Des actions qui fluctuent

Les actions d’United Airlines Holdings Inc. ont augmenté de 5 % mardi, premier jour de négociation depuis que la société a annoncé qu’elle perdrait jusqu’à 85 cents par action au premier trimestre en raison de l’immobilisation du Max 9, mais qu’elle gagnerait entre 9 et 11 dollars par action pour l’ensemble de l’année – une perspective meilleure que ce à quoi s’attendaient les analystes, pour 2024.

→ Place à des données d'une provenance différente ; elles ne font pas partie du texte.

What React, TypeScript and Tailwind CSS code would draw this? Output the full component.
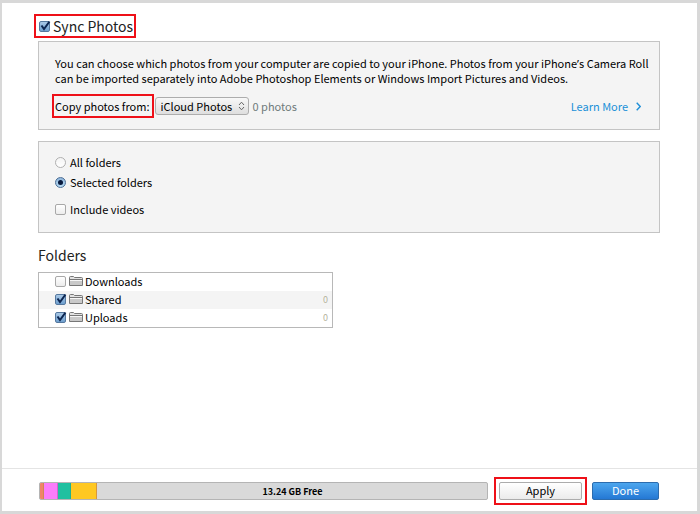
import { useState } from 'react';
import type { InputHTMLAttributes } from 'react';

interface Folder {
  name: string;
  checked: boolean;
  count: number | null;
}

const initialFolders: Folder[] = [
  { name: 'Downloads', checked: false, count: null },
  { name: 'Shared', checked: true, count: 0 },
  { name: 'Uploads', checked: true, count: 0 },
];

// share of the capacity bar, in percent
const usage = [
  { label: 'Audio', share: 0.8, color: 'bg-[#f08468] border-[#d08a50]' },
  { label: 'Photos', share: 3.3, color: 'bg-[#fb7dfb] border-[#d860d0]' },
  { label: 'Apps', share: 2.9, color: 'bg-[#20c0a0] border-[#20b090]' },
  { label: 'Other', share: 5.8, color: 'bg-[#ffc822] border-[#d8983c]' },
];

function CheckBox(props: InputHTMLAttributes<HTMLInputElement>) {
  return (
    <span className="relative inline-block size-[11px] shrink-0">
      <input
        type="checkbox"
        className="peer block size-[11px] appearance-none rounded-[2px] border border-[#a8a8a8] bg-linear-to-b from-white to-[#ececec] checked:border-[#55789f] checked:from-[#a9c8e6] checked:to-[#6fa0cf]"
        {...props}
      />
      <svg
        className="pointer-events-none absolute -top-px left-0 hidden h-3 w-[13px] peer-checked:block"
        viewBox="0 0 13 12"
        fill="none"
        stroke="#0c2550"
        strokeWidth="2"
      >
        <path d="M2.5 5.5L5 9L10.5 1.5" />
      </svg>
    </span>
  );
}

function Radio(props: InputHTMLAttributes<HTMLInputElement>) {
  return (
    <span className="relative inline-block size-[11px] shrink-0">
      <input
        type="radio"
        className="peer block size-[11px] appearance-none rounded-full border border-[#b0b0b0] bg-linear-to-b from-[#f4f4f4] to-white checked:border-[#4c6f96] checked:from-[#8fb5da] checked:to-[#b8dcf4]"
        {...props}
      />
      <span className="pointer-events-none absolute top-[3px] left-[3px] hidden size-[5px] rounded-full bg-[#06183c] peer-checked:block" />
    </span>
  );
}

function FolderIcon() {
  return (
    <svg className="h-3 w-[14px] shrink-0" viewBox="0 0 14 12" fill="none">
      <path d="M0.5 10.5V2.5Q0.5 1.5 1.5 1.5H4.5L5.5 2.5H12.5Q13.5 2.5 13.5 3.5V10.5Z" fill="#e2e2e2" stroke="#777" />
      <path d="M1 4.5H13" stroke="#777" />
      <path d="M1 5.5H13" stroke="#f6f6f6" />
      <path d="M1 6H13V10H1Z" fill="#c9c9c9" />
    </svg>
  );
}

export default function App() {
  const [sync, setSync] = useState(true);
  const [mode, setMode] = useState('selected');
  const [videos, setVideos] = useState(false);
  const [folders, setFolders] = useState(initialFolders);

  const toggleFolder = (name: string) => {
    setFolders(folders.map((f) => (f.name === name ? { ...f, checked: !f.checked } : f)));
  };

  return (
    <div className="flex min-h-screen flex-col border-2 border-t-3 border-r-3 border-b-3 border-[#d8d8d8] bg-white font-['Noto_Sans_CJK_SC','Noto_Sans',sans-serif] text-[11px] leading-[15px] text-black">
      <main className="flex-1 pt-[11px] pr-[37px] pb-6 pl-9">
        <label className="-ml-1 inline-flex h-6 items-center gap-[3px] border-2 border-[#ee1018] pr-px pl-[3px] align-top text-[14px] text-[#222]">
          <CheckBox checked={sync} onChange={() => setSync(!sync)} />
          Sync Photos
        </label>

        <section className="mt-[3px] border border-[#c4c4c4] bg-[#f4f4f4] pt-[14px] pr-2 pb-[11px] pl-4">
          <p>
            You can choose which photos from your computer are copied to your iPhone. Photos from your iPhone
            {/* the CJK face draws this mark full width */}
            <span className="font-['Noto_Sans',sans-serif]">’</span>s Camera Roll can be imported separately into Adobe
            Photoshop Elements or Windows Import Pictures and Videos.
          </p>
          <div className="mt-2 -ml-[3px] flex items-center">
            <label htmlFor="source" className="flex h-6 items-center border-2 border-[#ee1018] pr-[2px] pl-px whitespace-nowrap">
              Copy photos from:
            </label>
            <div className="relative ml-px">
              <select
                id="source"
                className="block h-[18px] w-[94px] appearance-none rounded-[3px] border border-[#adadad] bg-linear-to-b from-[#f8f8f8] to-[#dedede] pl-[5px]"
              >
                <option>iCloud Photos</option>
              </select>
              <svg
                className="pointer-events-none absolute top-[4px] right-1 h-[10px] w-[7px]"
                viewBox="0 0 7 10"
                fill="none"
                stroke="#666"
              >
                <path d="M1 4L3.5 1.2L6 4M1 6L3.5 8.8L6 6" />
              </svg>
            </div>
            <span className="ml-1 text-[#6f7b7b]">0 photos</span>
            <a href="#learn-more" className="mr-[10px] ml-auto flex items-center gap-2 text-[#2090d8]">
              Learn More
              <svg className="h-[9px] w-[5px]" viewBox="0 0 5 9" fill="none" stroke="currentColor" strokeWidth="1.4">
                <path d="M0.7 0.7L4.2 4.5L0.7 8.3" />
              </svg>
            </a>
          </div>
        </section>

        <section className="mt-[11px] border border-[#c4c4c4] bg-[#f4f4f4] px-4 pt-[13px] pb-[15px]">
          <label className="flex w-fit items-center gap-1 pb-[5px]">
            <Radio name="mode" checked={mode === 'all'} onChange={() => setMode('all')} />
            All folders
          </label>
          <label className="flex w-fit items-center gap-1">
            <Radio name="mode" checked={mode === 'selected'} onChange={() => setMode('selected')} />
            Selected folders
          </label>
          <label className="mt-3 flex w-fit items-center gap-1">
            <CheckBox checked={videos} onChange={() => setVideos(!videos)} />
            Include videos
          </label>
        </section>

        <h2 className="mt-3 text-[14px] leading-5 text-[#222]">Folders</h2>
        <table className="mt-[7px] w-[295px] border-separate border-spacing-0 border border-[#b8b8b8]">
          <tbody>
            {folders.map((f, i) => (
              <tr key={f.name} className={i % 2 ? 'bg-[#f4f4f4]' : 'bg-white'}>
                <td className="h-[18px] p-0 pb-[2px] pl-4">
                  <label className="flex w-fit items-center gap-[2px]">
                    <CheckBox checked={f.checked} onChange={() => toggleFolder(f.name)} />
                    <span className="flex items-center gap-[2px] pl-px">
                      <FolderIcon />
                      {f.name}
                    </span>
                  </label>
                </td>
                <td className="p-0 pr-1 pb-[2px] text-right text-[9px] text-[#b4b49c]">{f.count}</td>
              </tr>
            ))}
          </tbody>
        </table>
      </main>

      <footer className="flex items-center border-t border-[#e4e4e4] pt-2 pr-[38px] pb-[6px] pl-[37px]">
        <div className="relative h-[18px] flex-1 overflow-hidden rounded-[2px] border border-[#b4b4b4] bg-[#d9d9d9]">
          <div className="flex h-full">
            {usage.map((u) => (
              <div key={u.label} className={`border-r ${u.color}`} style={{ width: `${u.share}%` }} />
            ))}
          </div>
          <span className="absolute inset-0 flex items-center justify-center pl-[58px] text-[9px] font-bold">13.24 GB Free</span>
        </div>
        <div className="ml-[6px] border-2 border-[#ee1018] p-[3px]">
          <button
            type="button"
            className="block h-[18px] w-[83px] rounded-[2px] border border-[#acacac] bg-linear-to-b from-white to-[#ebebeb] pb-px leading-[15px]"
          >
            Apply
          </button>
        </div>
        <button
          type="button"
          className="ml-[5px] h-[18px] w-[67px] rounded-[2px] border border-[#2c6cae] bg-linear-to-b from-[#4ca6ee] to-[#2478d4] pb-px leading-[15px] text-white"
        >
          Done
        </button>
      </footer>
    </div>
  );
}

Les actions du groupe Alaska Airlines, basé à Seattle, ont pour leur part gagné 3 %. Quant aux actions de The Boeing Co., basé à Arlington, en Virginie, elles ont chuté de moins de 2 %.

 

Autre incident

Comme si ça n’allait pas déjà assez mal pour Boeing, un autre incident impliquant un appareil de l’avionneur a eu lieu le week-end dernier.

Un B757 de Delta Airlines quittant Atlanta pour la Colombie a ainsi perdu un pneu de son train d’atterrissage avant, lors du décollage.

Personne n’a été blessé et tous les passagers sont montés à bord d’un autre appareil.